Representatives of Western embassies in Bucharest participate at a growing rate in sessions of the Romanian institutions with an important role in Justice reforms. A western diplomat explained for that there is a significant concern on the course of the reforms, especially when it comes to Justice. Corruption and the lack of respect for the rule of law don’t affect just one country, but may have international implications, the official emphasized. On the other hand, leaders of almost all political parties comment in a more and more aggressive voice the participation of foreign diplomats in the sessions of the Supreme Council of Magistrates (CSM), write letters to Brussels and lobby for the non-involvement of EU officials in the interior political decisions.

The most active embassies are from UK, USA, Holland and the European Commission Delegation in Bucharest. On September 22, diplomats or embassy employees from Western states participated in the CSM session in which the case of Alice Draghici was discussed. Alice Draghici, a member of the National Integrity Council, attempted to block the investigation against an allegedly corrupt medical doctor whom she represents as a lawyer.

"It is a normal action, it is a public hearing and there are issues that we are interested in, it's just normal to be there", a source in the diplomatic environment says.

The teams of observers from embassies also participate in other key-events. at the beginning of the month, European Commission and US Embassy officials monitored the CSM session in which the magistrate decided on a negative note for Monica Serbanescu, the ministerial nominee for the replacement of Daniel Morar, chief-prosecutor in the National Anti-Graft Prosecution Office (DNA).

The changes brought to the Criminal Procedure Law and to the Criminal Law in October 2007 raised concern in Brussels, European officials going up to direct interventions in the Romanian Senate's Juridical Commission, in order to prevent amendments that diminished the power of prosecutors from coming into force. The most severe interventions were made by the UK and the Dutch ambassadors.

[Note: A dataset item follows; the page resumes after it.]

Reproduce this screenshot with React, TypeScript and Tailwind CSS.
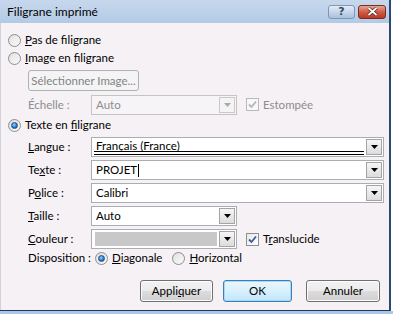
import React from "react";

const FONT = { fontFamily: 'Lato, "Segoe UI", "Liberation Sans", sans-serif' };

function Radio({ checked }: { checked?: boolean }) {
  return (
    <span className="relative inline-flex h-[13px] w-[13px] shrink-0 items-center justify-center rounded-full border border-[#8f8f8f] bg-gradient-to-br from-[#dcdcdc] to-[#fbfbfb]">
      <span className="h-[9px] w-[9px] rounded-full bg-gradient-to-br from-[#e4e4e4] to-[#f8f8f8]" />
      {checked && (
        <span className="absolute left-[2px] top-[2px] h-[7px] w-[7px] rounded-full border border-[#1e4d84] bg-[radial-gradient(circle_at_40%_35%,#9bd3ff_0%,#2a7fd0_55%,#134e8e_100%)]" />
      )}
    </span>
  );
}

function Check({ checked, disabled }: { checked?: boolean; disabled?: boolean }) {
  return (
    <span
      className={
        "relative inline-flex h-[13px] w-[13px] shrink-0 items-center justify-center border " +
        (disabled ? "border-[#b9b9b9] bg-[#f7f7f7]" : "border-[#8e8f8f] bg-gradient-to-br from-[#e8e8e8] to-[#ffffff]")
      }
    >
      {checked && (
        <svg width="9" height="9" viewBox="0 0 9 9">
          <path
            d="M1 4.5 L3.5 7 L8 1.5"
            fill="none"
            stroke={disabled ? "#b4b4b4" : "#3a5a9c"}
            strokeWidth="1.8"
          />
        </svg>
      )}
    </span>
  );
}

function Arrow({ disabled }: { disabled?: boolean }) {
  return (
    <span
      className={
        "m-[1px] flex w-[16px] items-center justify-center border " +
        (disabled
          ? "border-[#c9c9c9] bg-[#f4f4f4]"
          : "border-[#a4a4a4] bg-gradient-to-b from-[#f6f6f6] to-[#dcdcdc]")
      }
    >
      <svg width="7" height="4" viewBox="0 0 7 4">
        <path d="M0 0 H7 L3.5 4 Z" fill={disabled ? "#a9a9a9" : "#000"} />
      </svg>
    </span>
  );
}

function Combo({
  width,
  children,
  disabled,
}: {
  width: string;
  children?: React.ReactNode;
  disabled?: boolean;
}) {
  return (
    <div
      className={
        "flex h-[20px] shrink-0 border " +
        width +
        (disabled ? " border-[#c4c4c4] bg-[#f6f4f6]" : " border-[#abadb3] bg-white")
      }
    >
      <div className="relative flex flex-1 items-center overflow-hidden whitespace-nowrap pl-[4px]">{children}</div>
      <Arrow disabled={disabled} />
    </div>
  );
}

function Label({ children, disabled }: { children: React.ReactNode; disabled?: boolean }) {
  return (
    <span className={"w-[63px] shrink-0 whitespace-nowrap " + (disabled ? "text-[#8d8d8d]" : "text-black")}>
      {children}
    </span>
  );
}

function Btn({
  children,
  width,
  focused,
}: {
  children: React.ReactNode;
  width: string;
  focused?: boolean;
}) {
  return (
    <div
      className={
        "flex h-[22px] items-center justify-center whitespace-nowrap rounded-[3px] border " +
        width +
        (focused
          ? " border-[#3c7fb1] bg-gradient-to-b from-[#eaf6fd] via-[#d9f0fc] to-[#bee6fd] shadow-[inset_0_0_0_1px_#a6d9f7]"
          : " border-[#707070] bg-[linear-gradient(to_bottom,#f2f2f2_0%,#ebebeb_50%,#dddddd_50%,#cfcfcf_100%)] shadow-[inset_0_0_0_1px_#fcfcfc]")
      }
    >
      {children}
    </div>
  );
}

export default function App() {
  return (
    <div className="relative h-[314px] w-[393px] overflow-hidden bg-white text-[11.5px] leading-none text-black" style={FONT}>
      <div className="flex h-[311px] w-[391px] flex-col border-r-2 border-b border-r-[#2b4a73] border-b-[#1f3a5f]">
        {/* Title bar */}
        <div className="flex h-[23px] shrink-0 items-center bg-gradient-to-b from-[#c7d8ed] to-[#b3cae5] pl-[7px] pr-[3px]">
          <span className="text-[12px] text-black">Filigrane imprimé</span>
          <div className="ml-auto flex gap-[3px]">
            <div className="flex h-[14px] w-[27px] items-center justify-center rounded-[3px] border border-[#7d98bb] bg-gradient-to-b from-[#e3ecf7] to-[#a9c0dd]">
              <span className="font-bold text-[#3b4a5e]" style={{ fontFamily: '"DejaVu Sans", sans-serif', fontSize: 11 }}>
                ?
              </span>
            </div>
            <div className="flex h-[14px] w-[28px] items-center justify-center rounded-[3px] border border-[#7a2b22] bg-gradient-to-b from-[#e5a696] via-[#cf5b45] to-[#b83a24]">
              <svg width="11" height="9" viewBox="0 0 11 9">
                <path d="M1.5 1 L9.5 8 M9.5 1 L1.5 8" stroke="#4a1a14" strokeWidth="3.2" />
                <path d="M1.5 1 L9.5 8 M9.5 1 L1.5 8" stroke="#ffffff" strokeWidth="1.8" />
              </svg>
            </div>
          </div>
        </div>

        {/* Body */}
        <div className="flex flex-1 flex-col border-l border-[#cfd0d8] bg-[#f5f1f5] pl-[7px] pt-[8px]">
          <div className="flex h-[18px] items-center gap-[4px] whitespace-nowrap">
            <Radio />
            <span>
              <u>P</u>as de filigrane
            </span>
          </div>
          <div className="flex h-[18px] items-center gap-[4px] whitespace-nowrap">
            <Radio />
            <span>
              <u>I</u>mage en filigrane
            </span>
          </div>
          <div className="mt-[3px] flex pl-[20px]">
            <div className="flex h-[21px] w-[111px] items-center justify-center whitespace-nowrap rounded-[3px] border border-[#adb2b5] bg-[#f4f4f4] text-[#838383]">
              Sélectionner Image...
            </div>
          </div>
          <div className="mt-[3px] flex h-[21px] items-center whitespace-nowrap pl-[20px]">
            <Label disabled>Échelle :</Label>
            <Combo width="w-[146px]" disabled>
              <span className="text-[#8d8d8d]">Auto</span>
            </Combo>
            <span className="ml-[9px]">
              <Check checked disabled />
            </span>
            <span className="ml-[4px] text-[#8d8d8d]">Estompée</span>
          </div>
          <div className="flex h-[20px] items-center gap-[4px] whitespace-nowrap">
            <Radio checked />
            <span>
              Texte en <u>fi</u>ligrane
            </span>
          </div>
          <div className="mt-[2px] flex h-[20px] items-center pl-[20px]">
            <Label>
              <u>L</u>angue :
            </Label>
            <Combo width="w-[293px]">
              <span className="-mt-[3px]">Français (France)</span>
              <span className="absolute bottom-[1px] left-[2px] right-[1px] h-[4px] border-y border-black" />
            </Combo>
          </div>
          <div className="mt-[3px] flex h-[20px] items-center pl-[20px]">
            <Label>
              Te<u>x</u>te :
            </Label>
            <Combo width="w-[293px]">
              <span>PROJET</span>
              <span className="ml-[1px] h-[13px] w-[1px] bg-black" />
            </Combo>
          </div>
          <div className="mt-[3px] flex h-[20px] items-center pl-[20px]">
            <Label>
              P<u>o</u>lice :
            </Label>
            <Combo width="w-[293px]">
              <span>Calibri</span>
            </Combo>
          </div>
          <div className="mt-[3px] flex h-[20px] items-center pl-[20px]">
            <Label>
              <u>T</u>aille :
            </Label>
            <Combo width="w-[146px]">
              <span>Auto</span>
            </Combo>
          </div>
          <div className="mt-[3px] flex h-[20px] items-center whitespace-nowrap pl-[20px]">
            <Label>
              <u>C</u>ouleur :
            </Label>
            <Combo width="w-[146px]">
              <span className="-ml-[1px] h-[14px] w-[122px] bg-[#c8c8c8]" />
            </Combo>
            <span className="ml-[9px]">
              <Check checked />
            </span>
            <span className="ml-[4px]">
              T<u>r</u>anslucide
            </span>
          </div>
          <div className="flex h-[18px] items-center whitespace-nowrap pl-[20px]">
            <Label>Disposition :</Label>
            <span className="ml-[4px]">
              <Radio checked />
            </span>
            <span className="ml-[4px]">
              <u>D</u>iagonale
            </span>
            <span className="ml-[10px]">
              <Radio />
            </span>
            <span className="ml-[4px]">
              <u>H</u>orizontal
            </span>
          </div>
          <div className="mt-[13px] flex">
            <div className="ml-[132px]">
              <Btn width="w-[73px]">
                Appli<u>q</u>uer
              </Btn>
            </div>
            <div className="ml-[10px]">
              <Btn width="w-[69px]" focused>
                OK
              </Btn>
            </div>
            <div className="ml-[14px]">
              <Btn width="w-[74px]">Annuler</Btn>
            </div>
          </div>
        </div>
      </div>
      <div className="h-[3px] w-full bg-[#a9c8e8]" />
    </div>
  );
}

US ambassador Nicholas Taubman openly criticized the parliamentarian attempt to change the laws, showing that certain amendments, if adopted, would make it impossible for the prosecutors to investigate almost any crime at all. Taubman also expressed his support for Daniel Morar in moments in which the chief-prosecutors was targeted by political attacks.

The problem, columnist Dan Tapalaga believes, is that the European Commission and the United States don't have anymore strong instruments to correct the democracy flaws and to influence reforms, since Romania became a full member of NATO and the European Union. Indirect pressure, statements, adopting positions and monitoring open sessions are instruments that have to face the nationalist responses of the Government, amplified by Social Democrats, Conservatives and the far-right Greater Romania Party. Even the Prime Minister, Calin Popescu Tariceanu, stated that Romania has equal rights to all other EU countries and that it should not be treated as a second-rank country.